Microsoft’s refreshed Link to Windows marks a significant step in cross‑device productivity for Windows users with Android phones. The new Lock PC control, bidirectional file transfers, rich clipboard sync, one‑tap screen mirroring, and Recent Activity hub convert the phone into a practical remote for everyday PC tasks and security actions. Multiple independent reports and Microsoft’s support guidance confirm the December rollout and the staged delivery model; however, the experience will depend on device model, build number, and carrier/OEM update schedules. For many users juggling mixed ecosystems, these changes reduce friction and bring Windows closer to the “just works” convenience commonly associated with Apple’s Continuity features — but whether Windows+Android now work “better” than Mac+iPhone comes down to which specific capabilities matter most: Apple retains seamless system-level guarantees in many cases, while Microsoft’s gains win in openness, choice, and practical one‑tap controls that matter day to day.
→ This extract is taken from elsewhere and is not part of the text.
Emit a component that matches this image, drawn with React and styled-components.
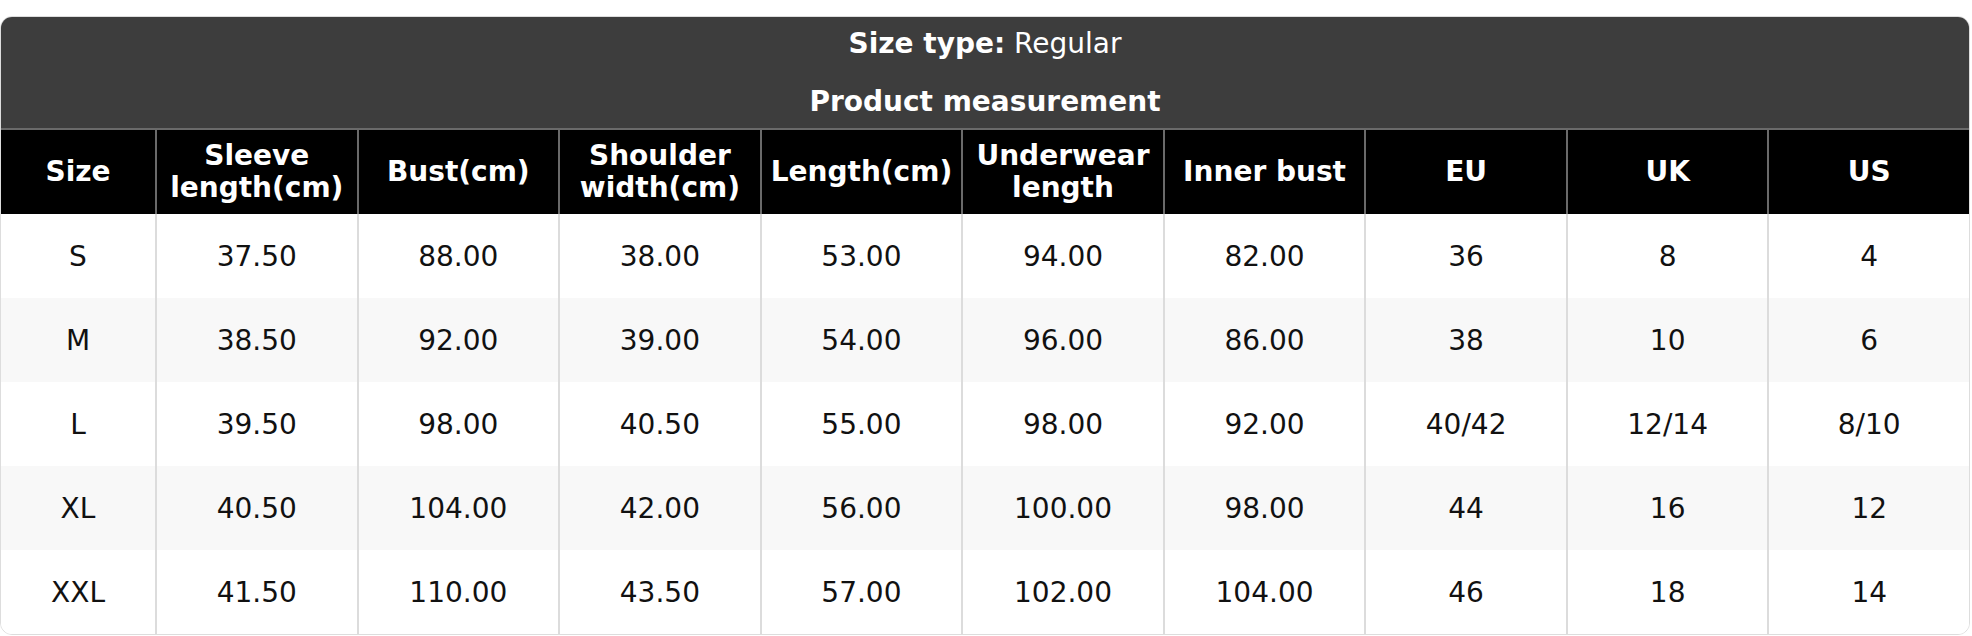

The update is a clear win for productivity and security-conscious users, and it signals Microsoft’s intent to treat mobile devices as first‑class controllers for Windows, not just second‑screen companions.
(If the Link to Windows options haven’t appeared on your devices yet, follow the in‑app update checks described above and re-check Phone Link on the PC — staged rollouts mean availability can vary by device, region and build.